You may have grown up in church, memorizing Bible verses about Christ, being baptized and joining a church, giving tithes and taking part in the Lord’s Supper and acknowledging that you are a Christian—but that is not enough.
Because Jesus did not come to earth to be a perfect example of selfless love, or to establish a dominant moral philosophy. He did not appear so that He could make you feel better about yourself or become a better person. John did not write these verses so that you could see Jesus as a great revolutionary or clever philosopher. “These things are written”, John says, “so that you might believe that Jesus is the Christ, the Son of God, and that by believing you might have life in His Name.” (John 20:31)
Believing in Jesus means believing what He said. It means believing that what He says about what He was sent to do:
“For God so loved the world, that He gave His only begotten Son, that whoever believes in Him shall not perish, but have eternal life.
Believing that Jesus is the Christ means that you believe that He is your only hope to escape the penalty for your sin. Had the eternal Son of God not come in the flesh at Christmas, you would perish under the wrath of God. Unless you understand this—unless you get this—you cannot celebrate Christmas rightly.

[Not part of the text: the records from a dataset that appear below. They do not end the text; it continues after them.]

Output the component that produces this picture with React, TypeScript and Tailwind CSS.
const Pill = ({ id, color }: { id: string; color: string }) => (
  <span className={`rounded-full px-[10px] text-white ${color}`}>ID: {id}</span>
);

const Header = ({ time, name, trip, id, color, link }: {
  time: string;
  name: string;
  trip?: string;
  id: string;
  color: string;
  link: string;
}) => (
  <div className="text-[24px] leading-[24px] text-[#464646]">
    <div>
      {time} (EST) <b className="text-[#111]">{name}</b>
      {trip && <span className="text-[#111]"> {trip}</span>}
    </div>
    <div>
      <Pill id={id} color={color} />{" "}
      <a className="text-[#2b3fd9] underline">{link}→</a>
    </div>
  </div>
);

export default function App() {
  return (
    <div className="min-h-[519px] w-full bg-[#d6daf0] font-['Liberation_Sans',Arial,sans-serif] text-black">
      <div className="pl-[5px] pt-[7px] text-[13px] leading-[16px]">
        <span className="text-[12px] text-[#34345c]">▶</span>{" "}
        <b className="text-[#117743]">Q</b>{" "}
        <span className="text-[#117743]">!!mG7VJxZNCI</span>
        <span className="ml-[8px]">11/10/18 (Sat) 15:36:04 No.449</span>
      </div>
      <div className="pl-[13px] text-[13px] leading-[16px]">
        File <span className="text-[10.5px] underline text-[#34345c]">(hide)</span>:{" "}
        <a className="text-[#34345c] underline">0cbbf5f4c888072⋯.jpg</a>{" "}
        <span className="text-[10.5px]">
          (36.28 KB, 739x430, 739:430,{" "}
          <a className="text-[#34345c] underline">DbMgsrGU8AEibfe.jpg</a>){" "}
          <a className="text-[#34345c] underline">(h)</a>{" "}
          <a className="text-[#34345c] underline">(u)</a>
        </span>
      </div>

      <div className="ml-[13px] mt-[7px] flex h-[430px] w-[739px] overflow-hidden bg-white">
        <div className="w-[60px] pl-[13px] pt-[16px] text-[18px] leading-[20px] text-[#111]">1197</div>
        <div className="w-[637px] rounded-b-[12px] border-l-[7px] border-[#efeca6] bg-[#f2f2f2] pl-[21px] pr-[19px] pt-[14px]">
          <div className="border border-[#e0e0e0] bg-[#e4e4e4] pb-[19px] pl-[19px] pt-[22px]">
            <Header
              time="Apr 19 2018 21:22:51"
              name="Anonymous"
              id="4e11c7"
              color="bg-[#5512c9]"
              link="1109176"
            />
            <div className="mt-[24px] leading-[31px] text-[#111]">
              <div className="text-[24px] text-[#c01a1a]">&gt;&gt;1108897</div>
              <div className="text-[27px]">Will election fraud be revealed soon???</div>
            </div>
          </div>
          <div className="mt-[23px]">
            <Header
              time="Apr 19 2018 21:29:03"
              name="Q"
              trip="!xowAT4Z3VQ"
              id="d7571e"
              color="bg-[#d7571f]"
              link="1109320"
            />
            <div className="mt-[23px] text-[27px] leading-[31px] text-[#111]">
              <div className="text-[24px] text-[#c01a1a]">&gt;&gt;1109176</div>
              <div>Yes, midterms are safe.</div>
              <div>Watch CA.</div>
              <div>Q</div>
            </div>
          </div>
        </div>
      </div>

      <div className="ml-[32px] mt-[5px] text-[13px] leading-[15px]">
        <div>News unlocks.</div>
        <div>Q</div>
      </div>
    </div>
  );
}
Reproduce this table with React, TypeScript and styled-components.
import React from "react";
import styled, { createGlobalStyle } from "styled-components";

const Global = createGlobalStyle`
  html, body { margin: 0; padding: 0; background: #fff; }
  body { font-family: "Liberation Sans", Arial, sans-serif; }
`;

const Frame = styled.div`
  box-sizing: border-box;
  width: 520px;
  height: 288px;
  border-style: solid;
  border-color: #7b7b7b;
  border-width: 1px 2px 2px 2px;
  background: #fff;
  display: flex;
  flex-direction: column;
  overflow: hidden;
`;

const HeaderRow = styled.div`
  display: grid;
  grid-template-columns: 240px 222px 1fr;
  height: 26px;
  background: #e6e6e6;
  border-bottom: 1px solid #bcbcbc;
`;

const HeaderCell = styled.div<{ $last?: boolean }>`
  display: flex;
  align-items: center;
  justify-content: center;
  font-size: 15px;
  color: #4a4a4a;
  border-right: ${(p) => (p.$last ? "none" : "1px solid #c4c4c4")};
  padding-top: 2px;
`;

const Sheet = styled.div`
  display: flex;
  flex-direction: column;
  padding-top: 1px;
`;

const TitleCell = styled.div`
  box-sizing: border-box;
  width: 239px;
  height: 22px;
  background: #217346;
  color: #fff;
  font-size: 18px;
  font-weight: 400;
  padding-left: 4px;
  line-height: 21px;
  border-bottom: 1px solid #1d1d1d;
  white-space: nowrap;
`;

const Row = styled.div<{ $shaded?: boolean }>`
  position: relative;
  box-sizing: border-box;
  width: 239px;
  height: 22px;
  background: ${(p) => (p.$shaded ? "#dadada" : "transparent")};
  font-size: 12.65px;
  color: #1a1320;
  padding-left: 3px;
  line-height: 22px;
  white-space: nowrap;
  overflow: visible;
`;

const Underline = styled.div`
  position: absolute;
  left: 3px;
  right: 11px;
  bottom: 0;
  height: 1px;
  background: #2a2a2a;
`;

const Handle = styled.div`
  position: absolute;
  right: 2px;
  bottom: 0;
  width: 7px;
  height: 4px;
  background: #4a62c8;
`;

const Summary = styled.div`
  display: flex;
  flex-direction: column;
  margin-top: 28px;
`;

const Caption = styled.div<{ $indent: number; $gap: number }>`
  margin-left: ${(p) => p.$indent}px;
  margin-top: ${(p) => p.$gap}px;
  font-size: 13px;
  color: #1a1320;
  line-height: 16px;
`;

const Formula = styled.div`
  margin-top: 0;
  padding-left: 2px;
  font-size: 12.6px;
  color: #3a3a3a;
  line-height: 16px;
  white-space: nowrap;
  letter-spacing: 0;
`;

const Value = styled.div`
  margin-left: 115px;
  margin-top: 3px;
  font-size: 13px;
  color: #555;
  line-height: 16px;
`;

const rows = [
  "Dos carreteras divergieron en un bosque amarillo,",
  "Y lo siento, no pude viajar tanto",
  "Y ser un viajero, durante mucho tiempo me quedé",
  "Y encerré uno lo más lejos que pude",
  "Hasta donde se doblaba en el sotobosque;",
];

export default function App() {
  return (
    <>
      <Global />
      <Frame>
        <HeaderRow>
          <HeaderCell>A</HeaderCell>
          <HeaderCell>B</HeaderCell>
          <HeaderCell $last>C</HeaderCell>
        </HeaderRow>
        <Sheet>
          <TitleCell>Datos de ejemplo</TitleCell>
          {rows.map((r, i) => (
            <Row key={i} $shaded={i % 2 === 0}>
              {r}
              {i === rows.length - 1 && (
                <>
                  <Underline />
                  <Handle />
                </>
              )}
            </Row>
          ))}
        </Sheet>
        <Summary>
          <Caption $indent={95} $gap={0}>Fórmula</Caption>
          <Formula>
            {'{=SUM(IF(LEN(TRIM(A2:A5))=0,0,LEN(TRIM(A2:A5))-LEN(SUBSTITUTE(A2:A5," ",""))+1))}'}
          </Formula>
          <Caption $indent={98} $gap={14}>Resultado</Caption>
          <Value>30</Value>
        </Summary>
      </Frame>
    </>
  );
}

You have no other hope of making sense of this world apart from Jesus. You have no other hope of escaping the guilt and shame that clings to you. There is no other way to cheat the grave that is coming for you. There is no other way to live a moral and honorable life. There is no other way to know God, no other way to know yourself, no other hope for eternity in Heaven apart from Him. Celebrate Christmas like a Christian: Come—and welcome!—to Jesus Christ!
BENEDICTION
Now to Him who is able to keep you from stumbling, and to make you stand in the presence of His glory blameless with great joy, to the only God our Savior, through Jesus Christ our Lord, be glory, majesty, might, and authority, before all time and now and forever. Amen.